"J'aime le souvenir de ces époques nues", Baudelaire
Publié le 14/05/2022
Extrait du document
«
« J’aime le souvenir de ces époques nues »
Comment s’opposent les deux premières strophes ?
Dans ces deux strophes, Baudelaire oppose à un âge ancien, harmonieux, un âge moderne,
décadent.
La première ère se présente sous la forme d’un « souvenir », tandis que la seconde semble
bien plus récente, marquée par l’adverbe « aujourd’hui ».
Celui-ci semble nous indiquer que cette
seconde ère pourrait être celle du présent de l’écriture du poème, c’est-à-dire le moment où Baudelaire
vit.
L’opposition entre les deux strophe s’observe de manière générale, car chacune dépeint un
« tableau » très différent de l’autre.
La première partie du poème s’attarde à imager un espace idyllique,
chaleureux, tendre, emplie de « tendresses communes » et où le « ciel amoureux » caresse « l’échine »
des hommes.
À ce monde plein de lumière (permise par la présence de Phœbus, dieu du soleil
personnifié, qui « dore[] les statues »), Baudelaire confronte un tableau « noir », « plein
d’épouvantement » et de désolation, où l’on entend les gémissements du poète (anaphore de
l’apostrophe « Ô », « hélas ! ») enveloppé dans un « froid ténébreux ».
Une opposition très nette de ces
deux tableaux se fait également entre pureté et « débauche ».
La première strophe représente des
époques « nues », sans artifices ni « mensonge[s] », tandis que la deuxième s’attarde à décrire un
monde empli de « vice[s] ».
C’est cette impression de corruption que l’on retrouve dans la description
des hommes et des femmes dans cette même strophe.
Alors que ceux-ci étaient dépeints comme
« agil[es] », au corps « noble », « élégant », « robuste » et « fort » dans la première partie du poème, ils
ne sont réduits dans la deuxième qu’à des « monstruosités » n’ayant que des « ridicules troncs »

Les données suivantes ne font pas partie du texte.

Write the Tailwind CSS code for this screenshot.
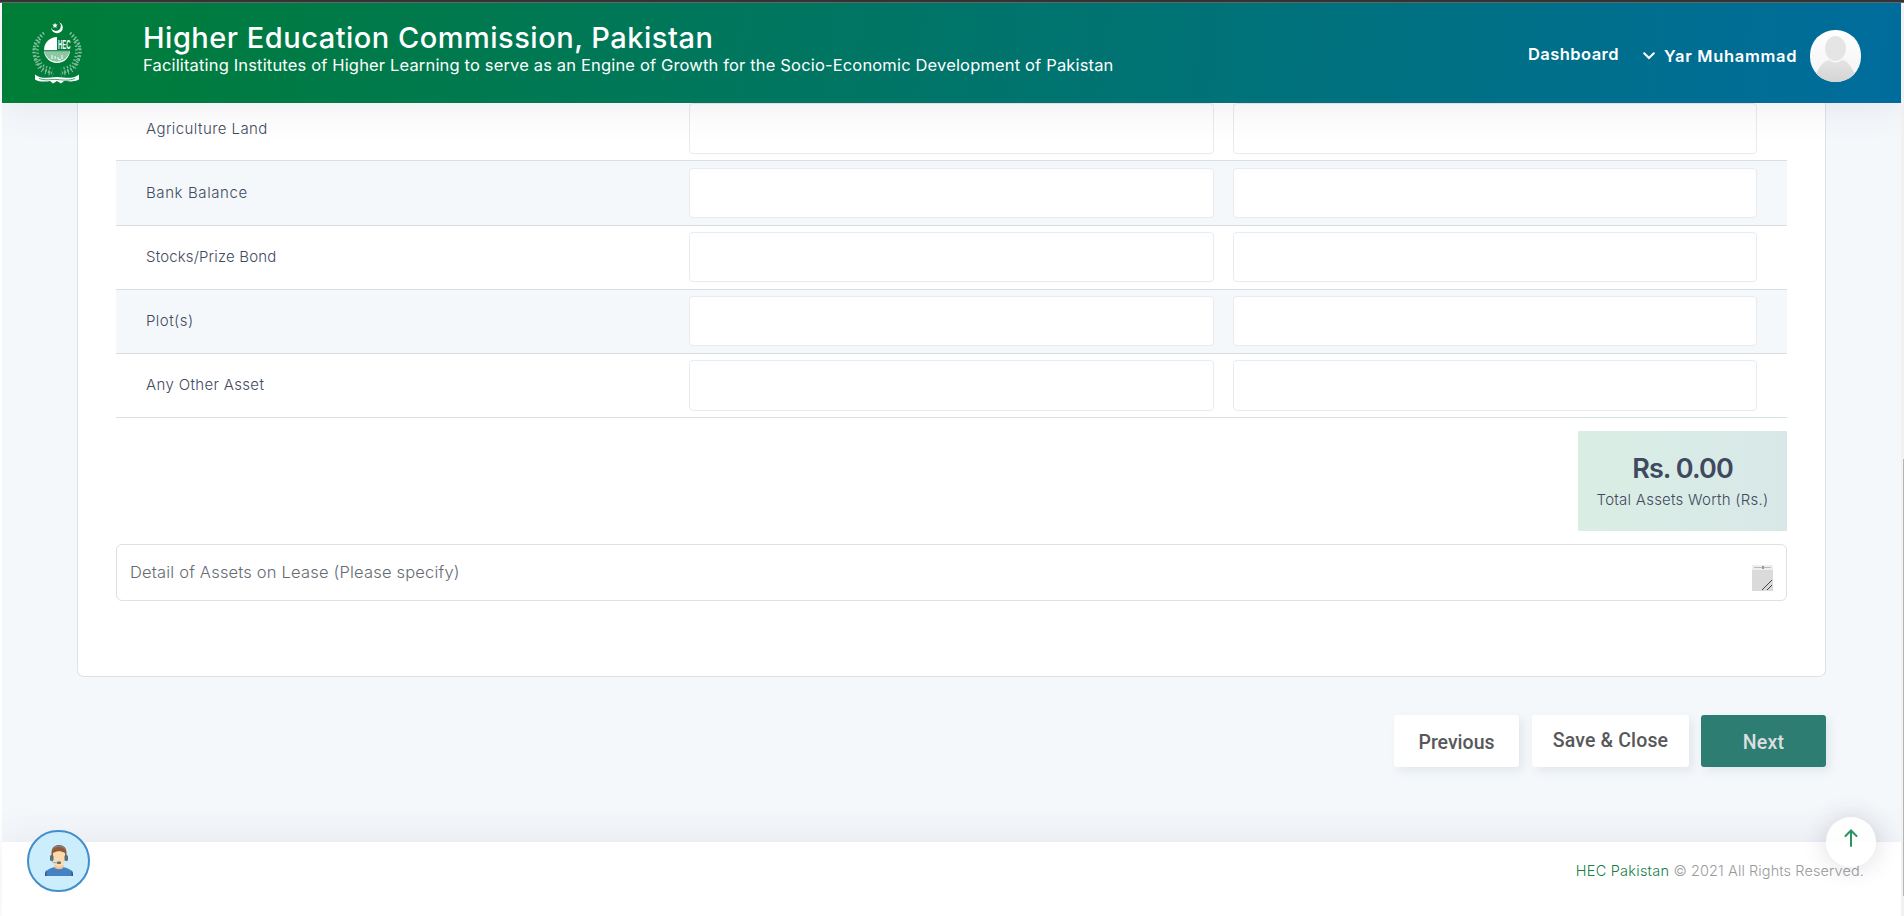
<!DOCTYPE html>
<html lang="en">
<head>
<meta charset="utf-8">
<title>Higher Education Commission, Pakistan</title>
<script src="https://cdn.jsdelivr.net/npm/@tailwindcss/browser@4"></script>
</head>
<body class="h-[916px] w-[1904px] overflow-hidden bg-white font-['Inter','Open_Sans',sans-serif] text-[#424a5e]">
<div class="flex h-[916px] flex-col">
  <div class="relative z-20 h-[3px] shrink-0 border-b border-[#666] bg-[#333]"></div>
  <div class="flex h-[913px]">
    <div class="flex w-[1901px] flex-col overflow-hidden pl-[2px]">
      <header class="relative z-10 flex h-[100px] shrink-0 items-start bg-[linear-gradient(97deg,#007d35_0%,#006c9d_100%)] pl-[29px] text-white shadow-[0_0_40px_rgba(82,63,105,0.12)]">
        <svg class="mt-[18px] h-[64px] w-[52px]" viewBox="0 0 52 64" fill="none">
          <circle cx="26" cy="6.500" r="5.800" fill="#fff"/>
          <circle cx="24.900" cy="5" r="5" fill="#007c38"/>
          <path d="M24 1.700l.8 1.700 1.900.2-1.400 1.400.3 1.900-1.600-.9-1.600.9.3-1.900-1.400-1.400 1.900-.2Z" fill="#fff"/>
          <g stroke="#fff" opacity=".5">
            <path d="M13 12C4 18 1 28 4 37S13 49 21 52M39 12C48 18 51 28 48 37S39 49 31 52" stroke-width="3" stroke-dasharray="1.500 1.700"/>
            <path d="M11 15C7 20 5 30 8 38S15 46 22 48M41 15C45 20 47 30 44 38S37 46 30 48" stroke-width="2.500" stroke-dasharray="1.300 2.200"/>
            <path d="M8 20C3 26 2 32 6 42S16 51 22 54M44 20C49 26 50 32 46 42S36 51 30 54" stroke-width="4" stroke-dasharray="1 3"/>
          </g>
          <circle cx="26" cy="29" r="13" fill="#fff"/>
          <path d="M26 15.500A13.500 13.500 0 0 1 40 29H26Z" fill="#007b3b"/>
          <path d="M13.200 30H38.800A13 13 0 0 1 13.200 30Z" fill="#8cc6a3"/>
          <path d="M13 29.700H39" stroke="#007b3b" stroke-width="1"/>
          <path d="M21 34v4M24 35v3M27 36v2l3 1M31 34v4" stroke="#fff" stroke-width="1"/>
          <text x="27" y="28" fill="#fff" font-family="Liberation Sans" font-weight="700" font-size="13" textLength="12.500" lengthAdjust="spacingAndGlyphs">HEC</text>
          <path d="M4 53.500C12 59 17 56 26 56S40 59 48 53.500V58.500C42 61.500 36 60 33 60L30 62.500 26 60 22 62.500 19 60C14 61 8 61 4 58.500Z" fill="#fff"/>
          <path d="M8 57.500C15 60 20 58 26 58.500S38 60 44 57.500" stroke="#168a4c" stroke-width=".8"/>
        </svg>
        <div class="ml-[60px] w-[1385px] pt-[17px]">
          <h1 class="h-[34px] text-[29px] leading-[35px] font-medium tracking-[0.500px] whitespace-nowrap">Higher Education Commission, Pakistan</h1>
          <p class="text-[16.500px] leading-[22px] font-normal tracking-[0.160px] whitespace-nowrap">Facilitating Institutes of Higher Learning to serve as an Engine of Growth for the Socio-Economic Development of Pakistan</p>
        </div>
        <nav class="flex items-center pt-[27px] text-[16.500px] font-semibold whitespace-nowrap">
          <a class="w-[115px] pb-[3px] tracking-[0.430px]">Dashboard</a>
          <svg class="h-[8px] w-[12px]" viewBox="0 0 12 8" fill="none" stroke="#fff" stroke-width="2" stroke-linecap="round"><path d="M1.200 1.200L6 6l4.800-4.800"/></svg>
          <a class="ml-[9px] w-[146px] tracking-[0.700px]">Yar Muhammad</a>
          <svg class="h-[52px] w-[51px]" viewBox="0 0 51 52">
            <defs><linearGradient id="ab" x2="0" y2="1"><stop stop-color="#fff"/><stop offset="1" stop-color="#f3f3f3"/></linearGradient><linearGradient id="ap" x2="0" y2="1"><stop stop-color="#e4e4e4"/><stop offset="1" stop-color="#d4d4d4"/></linearGradient><clipPath id="ac"><rect width="51" height="52" rx="25"/></clipPath></defs>
            <g clip-path="url(#ac)"><rect width="51" height="52" fill="url(#ab)"/><path d="M6 45C9 35 16 30 19 30Q25.500 35 32 30C36 30 42 36 45 45L40 52H10Z" fill="url(#ap)"/><ellipse cx="25.500" cy="18.500" rx="10.500" ry="12.500" fill="#e5e5e5"/></g>
          </svg>
        </nav>
      </header>

      <main class="flex h-[739px] shrink-0 flex-col bg-[#f4f8fb] pl-[75px]">
        <section class="h-[574px] w-[1749px] rounded-b-[7px] border border-t-0 border-[#dee2e6] bg-white px-[38px]">
          <div class="text-[15px] font-light">
            <div class="flex h-[58px] items-start border-b border-[#d9e0e5] pl-[30px]">
              <div class="w-[543px] pt-[17px] leading-[17px] tracking-[0.420px]">Agriculture Land</div>
              <div class="h-[51px] w-[525px] rounded-[4px] border border-[#e9ebf0] bg-white"></div>
              <div class="ml-[19px] h-[51px] w-[524px] rounded-[4px] border border-[#e9ebf0] bg-white"></div>
            </div>
            <div class="flex h-[65px] items-start border-b border-[#d9e0e5] bg-[#f4f8fb] pt-[7px] pl-[30px]">
              <div class="w-[543px] pt-[16px] leading-[17px] tracking-[0.600px]">Bank Balance</div>
              <div class="h-[50px] w-[525px] rounded-[4px] border border-[#e9ebf0] bg-white"></div>
              <div class="ml-[19px] h-[50px] w-[524px] rounded-[4px] border border-[#e9ebf0] bg-white"></div>
            </div>
            <div class="flex h-[64px] items-start border-b border-[#d9e0e5] pt-[6px] pl-[30px]">
              <div class="w-[543px] pt-[16px] leading-[17px] tracking-[0.150px]">Stocks/Prize Bond</div>
              <div class="h-[50px] w-[525px] rounded-[4px] border border-[#e9ebf0] bg-white"></div>
              <div class="ml-[19px] h-[50px] w-[524px] rounded-[4px] border border-[#e9ebf0] bg-white"></div>
            </div>
            <div class="flex h-[64px] items-start border-b border-[#d9e0e5] bg-[#f4f8fb] pt-[6px] pl-[30px]">
              <div class="w-[543px] pt-[16px] leading-[17px] tracking-[0.450px]">Plot(s)</div>
              <div class="h-[50px] w-[525px] rounded-[4px] border border-[#e9ebf0] bg-white"></div>
              <div class="ml-[19px] h-[50px] w-[524px] rounded-[4px] border border-[#e9ebf0] bg-white"></div>
            </div>
            <div class="flex h-[64px] items-start border-b border-[#d9e0e5] pt-[6px] pl-[30px]">
              <div class="w-[543px] pt-[16px] leading-[17px] tracking-[0.350px]">Any Other Asset</div>
              <div class="h-[51px] w-[525px] rounded-[4px] border border-[#e9ebf0] bg-white"></div>
              <div class="ml-[19px] h-[51px] w-[524px] rounded-[4px] border border-[#e9ebf0] bg-white"></div>
            </div>
          </div>
          <div class="mt-[13px] ml-auto h-[100px] w-[209px] bg-linear-to-r from-[#daeee4] to-[#d8e8e8] pt-[20px] text-center whitespace-nowrap">
            <div class="text-[27px] leading-[36px] font-semibold tracking-[-0.900px] text-[#3f4960]">Rs. 0.00</div>
            <div class="text-[15px] leading-[26px] font-light tracking-[0.240px]">Total Assets Worth (Rs.)</div>
          </div>
          <div class="mt-[13px] flex h-[57px] items-center rounded-[6px] border border-[#dee0e4] pr-[13px] pl-[13px] text-[16.500px] font-light text-[#666b73]">
            <span class="tracking-[0.190px]">Detail of Assets on Lease (Please specify)</span>
            <svg class="mt-[11px] ml-auto h-[26px] w-[21px]" viewBox="0 0 21 26"><path fill="#eee" d="M0 0h21v5H0z"/><path fill="#dadada" d="M0 5h21v21H0z"/><path fill="#bbb" d="M2 2h17v1H2z"/><path fill="#999" d="M10 1h2v3h-2z"/><path d="M10 25l10-10M15 25l5-5" stroke="#444"/></svg>
          </div>
        </section>
        <div class="mt-[38px] flex h-[52px] w-[1749px] justify-end text-center font-['Roboto',sans-serif] text-[19.500px] font-medium whitespace-nowrap text-[#58585a]">
          <button class="w-[125px] rounded-[3px] bg-white pt-[4px] shadow-[4px_4px_10px_rgba(60,70,90,0.09)]">Previous</button>
          <button class="ml-[13px] w-[157px] rounded-[3px] bg-white tracking-[0.150px] shadow-[4px_4px_10px_rgba(60,70,90,0.09)]">Save &amp; Close</button>
          <button class="ml-[12px] w-[125px] rounded-[3px] bg-[#2e7d73] pt-[4px] tracking-[0.200px] text-[#dcdfdf] shadow-[4px_4px_10px_rgba(60,70,90,0.09)]">Next</button>
        </div>
      </main>

      <footer class="relative flex h-[74px] shrink-0 justify-end bg-white pt-[19px] pr-[37px] text-[14.500px] leading-[20px] font-light text-[#9a9a9d] shadow-[0_0_40px_rgba(82,63,105,0.1)]">
        <p class="tracking-[0.100px] whitespace-nowrap"><span class="tracking-[0.250px] text-[#148046]">HEC Pakistan</span> © 2021 All Rights Reserved.</p>
        <div class="absolute top-[-25px] right-[25px] flex h-[50px] w-[50px] justify-center rounded-full bg-white/90 pt-[12px] shadow-[0_0_25px_rgba(60,50,80,0.18)]">
          <svg class="h-[18px] w-[14px]" viewBox="0 0 14 18" fill="none" stroke="#2e9160" stroke-width="2" stroke-linecap="round"><path d="M7 17V1.500M1.500 7L7 1.500 12.500 7"/></svg>
        </div>
        <div class="absolute top-[-12px] left-[25px] flex h-[62px] w-[63px] items-center justify-center rounded-full border-2 border-[#418ecb] bg-[#ccedfb]">
          <svg class="h-[32px] w-[28px]" viewBox="0 0 28 32">
            <path d="M0 31C0 26 2 24 10 22H18C26 24 28 26 28 31Z" fill="#4482c3"/>
            <path d="M0 31C0 28 .5 26 1.500 25V31ZM28 31C28 28 27.500 26 26.500 25V31Z" fill="#2c5285"/>
            <path d="M9.500 20h9v2C18 25 10 25 9.500 22Z" fill="#f5c48e"/>
            <path d="M6.500 12V7C7 2 10 0 14 0S21 2 21.500 7V12Z" fill="#905a35"/>
            <path d="M7 5C9-1 19-1 21 5C17 1 11 1 7 5Z" fill="#7d8589"/>
            <path d="M8 8C12 5.500 16 5.500 20 8V14C20 19 17 22 14 22S8 19 8 14Z" fill="#fcd8ad"/>
            <rect x="5" y="10" width="3.500" height="6" rx="1.500" fill="#53727d"/><rect x="19.500" y="10" width="3.500" height="6" rx="1.500" fill="#53727d"/>
            <path d="M6.500 16Q7 18 13 18" fill="none" stroke="#a4a4a4"/><rect x="12" y="16.500" width="4" height="2.500" rx="1" fill="#53727d"/>
          </svg>
        </div>
      </footer>
    </div>
    <div class="w-[3px] bg-[#f1f1f1] pt-[456px] pl-[2px]"><div class="h-[437px] bg-[#b5b5b5]"></div></div>
  </div>
</div>
</body>
</html>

« tordus » et « maigres ».
Ils passent ainsi du statut de « roi » à celui de « pauvres corps […] ventrus ou
flasques ».
Il est cependant à noter que cette perte de statut pouvait être attendue par le poète, puisque
ces « natives grandeurs », « pur[e]s de tout outrage et vierges de gerçures », semblaient appeler la
corruption, « les morsures ».
Ce changement si radical s’observe également par la présence de deux
dieux distincts dans les deux strophes ainsi que leur relation avec les Hommes.
Dans l’âge harmonieux,
où les Hommes sont désintéressés et ne sont pas « trop onéreux », c’est Cybèle, la Déesse mère qui les
« abreuv[e] » en « produits généreux », qui leur offre ce qu’ils ne quémandent pas.
Mais lorsqu’ils
naissent sous le joug du « dieu de l’Utile », dans la froideur (« implacable et serein »), dans le bronze,
le métal, et tout ce qui a trait à cette image que l’on a de la modernité et du progrès, ils ne peuvent s’en
défaire (« emmaillota »).
À l’image des Hommes « fiers » Baudelaire oppose des Hommes soumis et
destinés à la « débauche » (« hideurs de la fécondité »), rongés par le « vice » de leur temps.
Ces deux
strophes apparaissent ainsi comme un véritable oxymore, et pourraient s’apparenter d’une certaine
manière au titre du recueil, Les Fleurs du Mal, où la première strophe se lierait aux Fleurs, et la
deuxième se rapprocherait du Mal.
Dans quelle mesure la troisième strophe définit-elle son esthétique ?
Il est évident que la troisième strophe doit être analysée au prisme des deux précédentes.
En
effet lorsque Baudelaire continue sa réflexion, il semble se référer aux deux âges que l’on a décrit cidessus : les « nations corrompues » rappellent la débauche et le vice des hommes et femmes de l’âge
moderne, tandis que les « peuples anciens » invoquent une seconde fois Phœbus, Cybèle et « ses fils ».
Ces deux époques se distinguent certes également ici puisque les « nations corrompues » ont de
nouvelles beautés, « inconnues » des peuples anciens puisqu’elles ne correspondent pas à leur idéal de
beauté, mais ces deux âges ne sont cependant pas antinomiques, puisque la liaison des deux
« n’empêcher[a] jamais » le développement de la conscience de la figure du poète, que l’on peut peut
être reconnaître dans « l’œil limpide et clair ».
Au contraire, cette liaison semble être une étape.